Entries shown
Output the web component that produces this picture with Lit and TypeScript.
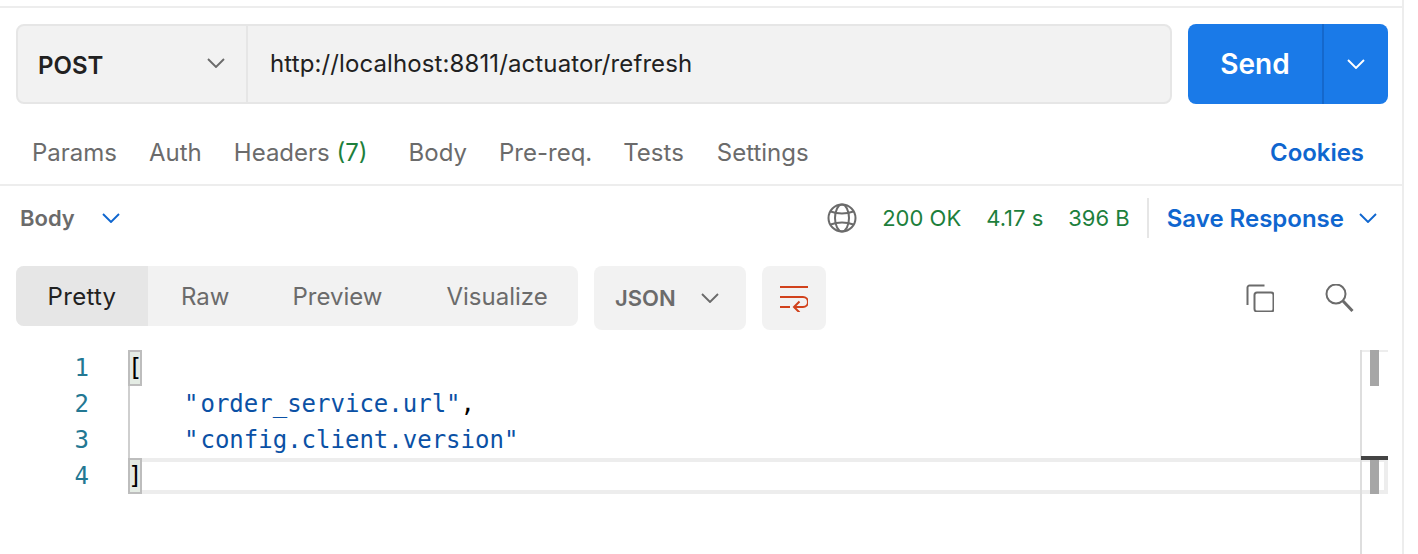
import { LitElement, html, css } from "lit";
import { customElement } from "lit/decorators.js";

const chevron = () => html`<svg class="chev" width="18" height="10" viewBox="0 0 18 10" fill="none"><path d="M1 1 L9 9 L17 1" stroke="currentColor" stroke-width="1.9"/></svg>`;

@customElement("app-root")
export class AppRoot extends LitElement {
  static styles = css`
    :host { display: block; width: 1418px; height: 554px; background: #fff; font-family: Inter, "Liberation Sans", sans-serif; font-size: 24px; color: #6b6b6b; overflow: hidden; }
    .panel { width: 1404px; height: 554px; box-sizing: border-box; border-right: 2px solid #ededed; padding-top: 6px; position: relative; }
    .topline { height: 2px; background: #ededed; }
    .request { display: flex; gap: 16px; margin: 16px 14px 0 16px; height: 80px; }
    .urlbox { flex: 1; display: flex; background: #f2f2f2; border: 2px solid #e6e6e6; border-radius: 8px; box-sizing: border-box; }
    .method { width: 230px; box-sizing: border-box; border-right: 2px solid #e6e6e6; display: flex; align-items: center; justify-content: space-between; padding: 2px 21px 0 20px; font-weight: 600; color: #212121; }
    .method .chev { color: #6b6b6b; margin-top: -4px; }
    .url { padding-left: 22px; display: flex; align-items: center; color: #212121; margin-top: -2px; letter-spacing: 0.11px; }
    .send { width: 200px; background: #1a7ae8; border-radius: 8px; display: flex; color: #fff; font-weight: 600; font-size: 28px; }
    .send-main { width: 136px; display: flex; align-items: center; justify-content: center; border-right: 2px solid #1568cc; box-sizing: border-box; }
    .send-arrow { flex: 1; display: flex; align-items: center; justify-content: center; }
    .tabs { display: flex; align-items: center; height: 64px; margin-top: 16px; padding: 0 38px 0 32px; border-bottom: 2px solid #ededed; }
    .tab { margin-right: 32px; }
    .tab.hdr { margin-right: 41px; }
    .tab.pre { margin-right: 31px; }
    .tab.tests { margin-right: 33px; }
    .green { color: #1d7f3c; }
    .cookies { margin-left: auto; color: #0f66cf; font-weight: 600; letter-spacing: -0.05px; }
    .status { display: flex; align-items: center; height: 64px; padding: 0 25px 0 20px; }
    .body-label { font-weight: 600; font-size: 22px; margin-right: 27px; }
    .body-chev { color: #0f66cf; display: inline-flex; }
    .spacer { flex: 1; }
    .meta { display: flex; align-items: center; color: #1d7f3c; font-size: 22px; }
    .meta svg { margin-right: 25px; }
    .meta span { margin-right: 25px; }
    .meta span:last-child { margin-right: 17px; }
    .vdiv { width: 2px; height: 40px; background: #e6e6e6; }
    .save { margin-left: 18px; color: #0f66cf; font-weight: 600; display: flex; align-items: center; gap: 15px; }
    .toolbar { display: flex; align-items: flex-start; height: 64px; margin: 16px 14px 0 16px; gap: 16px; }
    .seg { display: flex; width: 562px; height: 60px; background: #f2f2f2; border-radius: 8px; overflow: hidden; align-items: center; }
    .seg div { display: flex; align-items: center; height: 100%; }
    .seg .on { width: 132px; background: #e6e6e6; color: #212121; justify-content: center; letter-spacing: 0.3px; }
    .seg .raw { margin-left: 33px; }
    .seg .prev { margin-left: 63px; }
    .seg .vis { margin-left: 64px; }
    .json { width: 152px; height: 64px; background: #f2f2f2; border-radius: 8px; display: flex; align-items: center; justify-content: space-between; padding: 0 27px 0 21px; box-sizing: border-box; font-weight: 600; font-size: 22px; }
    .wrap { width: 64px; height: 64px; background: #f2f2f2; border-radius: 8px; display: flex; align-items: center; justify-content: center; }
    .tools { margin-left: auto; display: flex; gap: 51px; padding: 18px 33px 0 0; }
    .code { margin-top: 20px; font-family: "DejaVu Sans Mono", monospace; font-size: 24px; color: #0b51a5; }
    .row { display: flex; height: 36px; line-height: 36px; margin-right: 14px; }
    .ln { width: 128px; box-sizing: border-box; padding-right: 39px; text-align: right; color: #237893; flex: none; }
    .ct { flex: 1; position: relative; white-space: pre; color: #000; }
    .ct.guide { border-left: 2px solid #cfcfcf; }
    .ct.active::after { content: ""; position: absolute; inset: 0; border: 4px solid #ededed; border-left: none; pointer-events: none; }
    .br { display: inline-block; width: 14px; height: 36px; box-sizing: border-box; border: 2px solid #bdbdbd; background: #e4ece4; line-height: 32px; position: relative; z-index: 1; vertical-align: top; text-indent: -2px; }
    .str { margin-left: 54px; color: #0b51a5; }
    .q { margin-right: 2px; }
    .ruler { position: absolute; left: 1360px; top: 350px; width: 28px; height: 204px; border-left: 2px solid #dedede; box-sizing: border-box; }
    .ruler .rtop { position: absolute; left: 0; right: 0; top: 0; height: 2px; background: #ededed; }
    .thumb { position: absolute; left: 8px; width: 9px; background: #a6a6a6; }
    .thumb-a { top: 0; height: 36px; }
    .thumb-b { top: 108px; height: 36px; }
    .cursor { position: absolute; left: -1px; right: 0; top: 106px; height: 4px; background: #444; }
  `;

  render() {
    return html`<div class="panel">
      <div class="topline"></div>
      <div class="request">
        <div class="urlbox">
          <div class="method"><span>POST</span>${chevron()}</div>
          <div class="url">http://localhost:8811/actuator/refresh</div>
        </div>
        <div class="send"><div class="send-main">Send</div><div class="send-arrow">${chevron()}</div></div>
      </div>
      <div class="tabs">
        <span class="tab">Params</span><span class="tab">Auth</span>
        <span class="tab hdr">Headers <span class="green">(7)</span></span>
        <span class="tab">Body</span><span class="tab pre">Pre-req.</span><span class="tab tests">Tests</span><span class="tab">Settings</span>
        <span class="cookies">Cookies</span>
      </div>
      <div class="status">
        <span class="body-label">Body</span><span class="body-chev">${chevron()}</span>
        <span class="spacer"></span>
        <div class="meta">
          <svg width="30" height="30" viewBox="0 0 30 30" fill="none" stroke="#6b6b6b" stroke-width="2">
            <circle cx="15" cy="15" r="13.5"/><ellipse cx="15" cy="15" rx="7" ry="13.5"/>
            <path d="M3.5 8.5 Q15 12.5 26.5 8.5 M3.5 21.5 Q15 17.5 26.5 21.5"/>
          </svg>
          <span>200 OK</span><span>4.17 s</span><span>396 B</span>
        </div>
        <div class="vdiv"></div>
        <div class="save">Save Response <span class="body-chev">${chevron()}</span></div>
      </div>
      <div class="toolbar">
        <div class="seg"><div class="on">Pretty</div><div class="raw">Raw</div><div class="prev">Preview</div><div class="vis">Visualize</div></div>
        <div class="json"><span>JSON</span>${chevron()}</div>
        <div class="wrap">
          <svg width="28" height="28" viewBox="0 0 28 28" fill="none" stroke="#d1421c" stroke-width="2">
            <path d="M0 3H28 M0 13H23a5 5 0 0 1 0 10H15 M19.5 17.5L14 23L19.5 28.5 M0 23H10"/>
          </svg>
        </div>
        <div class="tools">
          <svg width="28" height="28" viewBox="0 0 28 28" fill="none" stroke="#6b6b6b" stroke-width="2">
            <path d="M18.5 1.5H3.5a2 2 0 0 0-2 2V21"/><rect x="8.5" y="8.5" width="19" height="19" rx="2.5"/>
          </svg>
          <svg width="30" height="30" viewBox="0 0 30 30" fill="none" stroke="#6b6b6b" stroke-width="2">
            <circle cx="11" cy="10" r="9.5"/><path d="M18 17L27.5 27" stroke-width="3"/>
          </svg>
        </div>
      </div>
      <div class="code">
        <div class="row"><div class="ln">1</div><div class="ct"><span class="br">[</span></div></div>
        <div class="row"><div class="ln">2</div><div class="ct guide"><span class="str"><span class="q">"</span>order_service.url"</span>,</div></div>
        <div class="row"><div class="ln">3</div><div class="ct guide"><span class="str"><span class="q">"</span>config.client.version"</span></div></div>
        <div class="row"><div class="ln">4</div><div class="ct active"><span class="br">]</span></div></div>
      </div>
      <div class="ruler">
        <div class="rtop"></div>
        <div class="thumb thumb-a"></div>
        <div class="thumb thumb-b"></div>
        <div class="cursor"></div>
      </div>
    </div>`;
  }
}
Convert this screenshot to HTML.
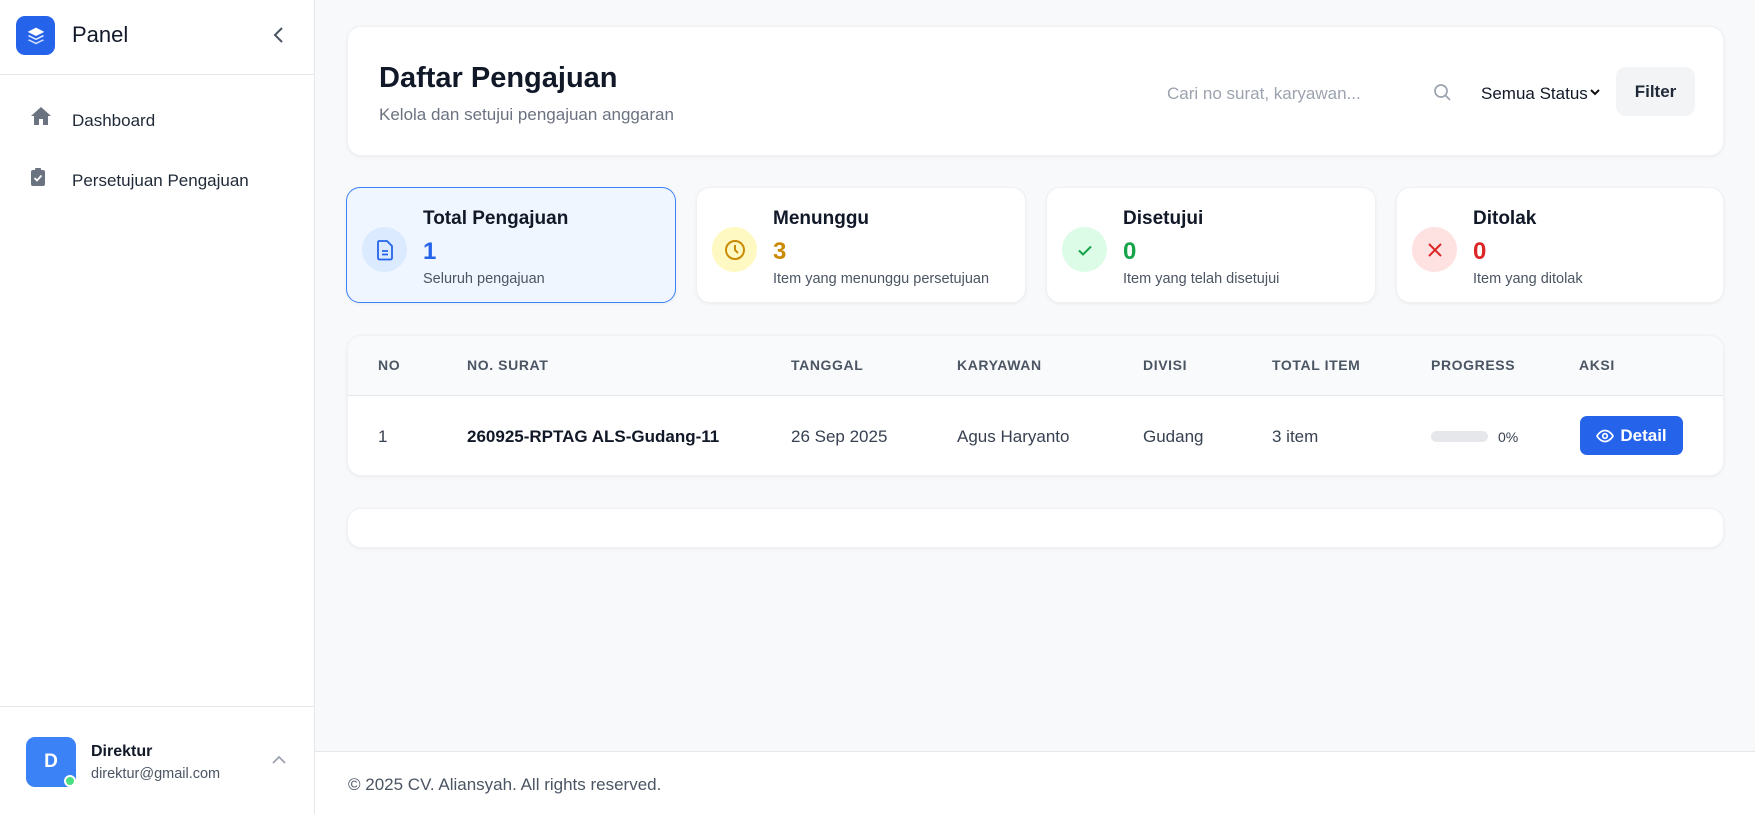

Problem statement
Restate word for word only the lines from where the entries begin through the one with "const chevron = ()"; omit the pictures.

Solved problem
Output the web component that produces this picture with Lit and TypeScript.
import { LitElement, html, css } from "lit";
import { customElement } from "lit/decorators.js";

const chevron = () => html`<svg class="chev" width="18" height="10" viewBox="0 0 18 10" fill="none"><path d="M1 1 L9 9 L17 1" stroke="currentColor" stroke-width="1.9"/></svg>`;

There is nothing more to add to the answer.